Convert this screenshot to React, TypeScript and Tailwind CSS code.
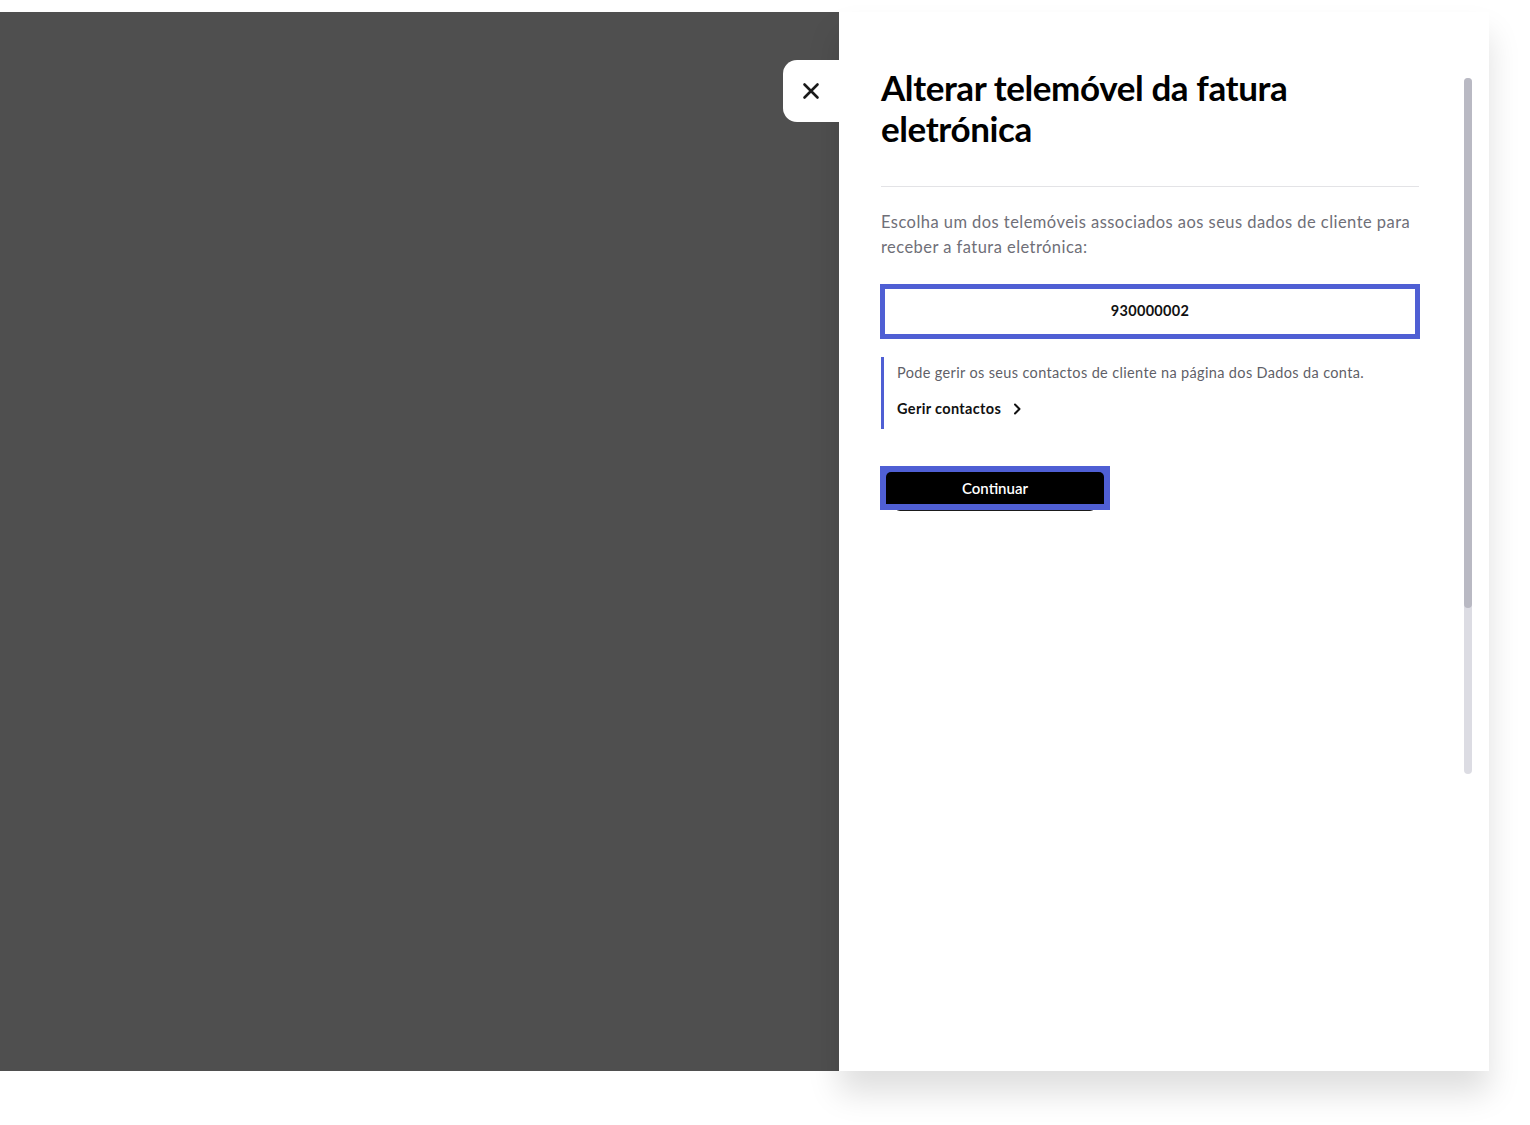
import React from 'react';

const CloseIcon = () => (
  <svg width="18" height="18" viewBox="0 0 18 18" fill="none">
    <path d="M2.5 2.5L15.5 15.5M15.5 2.5L2.5 15.5" stroke="#1a1a1a" strokeWidth="2.6" strokeLinecap="round" />
  </svg>
);

const ChevronRight = () => (
  <svg width="10" height="12" viewBox="0 0 10 12" fill="none">
    <path d="M3 1.5L7.5 6L3 10.5" stroke="#111" strokeWidth="2" strokeLinecap="round" strokeLinejoin="round" />
  </svg>
);

const App: React.FC = () => {
  return (
    <div className="w-[1530px] h-[1125px] bg-white pt-[12px] overflow-hidden" style={{ fontFamily: 'Lato, "Open Sans", sans-serif' }}>
      <div className="flex h-[1059px]">
        <div className="w-[839px] h-full bg-[#4f4f4f]" />
        <div className="relative w-[650px] h-full bg-white shadow-[0_22px_30px_rgba(0,0,0,0.13)]">
          <button className="absolute left-[-56px] top-[48px] w-[56px] h-[62px] bg-white rounded-l-[14px] flex items-center justify-center">
            <CloseIcon />
          </button>

          <div className="absolute right-[17px] top-[66px] w-[8px] h-[696px] rounded-full bg-[#dcdce3]">
            <div className="w-[8px] h-[530px] rounded-full bg-[#b9b9c3]" />
          </div>

          <div className="pl-[42px] pr-[70px] pt-[55px]">
            <h1 className="text-[35px] leading-[41px] font-bold text-black tracking-[-0.4px] pr-[100px]">
              Alterar telemóvel da fatura eletrónica
            </h1>
            <div className="mt-[37px] h-px bg-[#e3e3e6]" />
            <p className="mt-[23px] text-[16.5px] leading-[25px] tracking-[0.45px] text-[#6f6f78]">
              Escolha um dos telemóveis associados aos seus dados de cliente para receber a fatura eletrónica:
            </p>

            <div className="mt-[24px] h-[55px] border-[5px] border-[#4f5fd4] flex items-center justify-center text-[14.5px] font-bold tracking-[0.3px] text-[#111] ml-[-1px] mr-[-1px] pb-[2px]">
              930000002
            </div>

            <div className="mt-[18px] border-l-[3px] border-[#4f5fd4] pl-[13px] pt-[6px] pb-[10px]">
              <p className="text-[14.5px] leading-[20px] tracking-[0.35px] text-[#5f5f68]">
                Pode gerir os seus contactos de cliente na página dos Dados da conta.
              </p>
              <a className="mt-[16px] flex items-center gap-[11px] text-[14.5px] leading-[20px] font-bold tracking-[0.35px] text-[#111]">
                Gerir contactos
                <ChevronRight />
              </a>
            </div>

            <div className="relative mt-[37px] ml-[-1px] w-[230px] h-[44px]">
              <div className="absolute left-[14px] right-[14px] top-[10px] h-[35px] rounded-[6px] bg-[#1a1a1a]" />
              <div className="relative w-[230px] h-[44px] border-[6px] border-[#4f5fd4] bg-[#4f5fd4]">
                <div className="w-full h-full bg-black rounded-t-[5px] flex items-center justify-center text-white text-[15px] font-semibold">
                  Continuar
                </div>
              </div>
            </div>
          </div>
        </div>
      </div>
    </div>
  );
};

export default App;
● ● ● ●
GIVEN REQUEST
Leave out the pictures and retype every line above exactly.

RESULT FOR THIS EXERCISE
Convert this screenshot to React, TypeScript and Tailwind CSS code.
import React from 'react';

const CloseIcon = () => (
  <svg width="18" height="18" viewBox="0 0 18 18" fill="none">
    <path d="M2.5 2.5L15.5 15.5M15.5 2.5L2.5 15.5" stroke="#1a1a1a" strokeWidth="2.6" strokeLinecap="round" />
  </svg>
);

const ChevronRight = () => (
  <svg width="10" height="12" viewBox="0 0 10 12" fill="none">
    <path d="M3 1.5L7.5 6L3 10.5" stroke="#111" strokeWidth="2" strokeLinecap="round" strokeLinejoin="round" />
  </svg>
);

const App: React.FC = () => {
  return (
    <div className="w-[1530px] h-[1125px] bg-white pt-[12px] overflow-hidden" style={{ fontFamily: 'Lato, "Open Sans", sans-serif' }}>
      <div className="flex h-[1059px]">
        <div className="w-[839px] h-full bg-[#4f4f4f]" />
        <div className="relative w-[650px] h-full bg-white shadow-[0_22px_30px_rgba(0,0,0,0.13)]">
          <button className="absolute left-[-56px] top-[48px] w-[56px] h-[62px] bg-white rounded-l-[14px] flex items-center justify-center">
            <CloseIcon />
          </button>

          <div className="absolute right-[17px] top-[66px] w-[8px] h-[696px] rounded-full bg-[#dcdce3]">
            <div className="w-[8px] h-[530px] rounded-full bg-[#b9b9c3]" />
          </div>

          <div className="pl-[42px] pr-[70px] pt-[55px]">
            <h1 className="text-[35px] leading-[41px] font-bold text-black tracking-[-0.4px] pr-[100px]">
              Alterar telemóvel da fatura eletrónica
            </h1>
            <div className="mt-[37px] h-px bg-[#e3e3e6]" />
            <p className="mt-[23px] text-[16.5px] leading-[25px] tracking-[0.45px] text-[#6f6f78]">
              Escolha um dos telemóveis associados aos seus dados de cliente para receber a fatura eletrónica:
            </p>

            <div className="mt-[24px] h-[55px] border-[5px] border-[#4f5fd4] flex items-center justify-center text-[14.5px] font-bold tracking-[0.3px] text-[#111] ml-[-1px] mr-[-1px] pb-[2px]">
              930000002
            </div>

            <div className="mt-[18px] border-l-[3px] border-[#4f5fd4] pl-[13px] pt-[6px] pb-[10px]">
              <p className="text-[14.5px] leading-[20px] tracking-[0.35px] text-[#5f5f68]">
                Pode gerir os seus contactos de cliente na página dos Dados da conta.
              </p>
              <a className="mt-[16px] flex items-center gap-[11px] text-[14.5px] leading-[20px] font-bold tracking-[0.35px] text-[#111]">
                Gerir contactos
                <ChevronRight />
              </a>
            </div>

            <div className="relative mt-[37px] ml-[-1px] w-[230px] h-[44px]">
              <div className="absolute left-[14px] right-[14px] top-[10px] h-[35px] rounded-[6px] bg-[#1a1a1a]" />
              <div className="relative w-[230px] h-[44px] border-[6px] border-[#4f5fd4] bg-[#4f5fd4]">
                <div className="w-full h-full bg-black rounded-t-[5px] flex items-center justify-center text-white text-[15px] font-semibold">
                  Continuar
                </div>
              </div>
            </div>
          </div>
        </div>
      </div>
    </div>
  );
};

export default App;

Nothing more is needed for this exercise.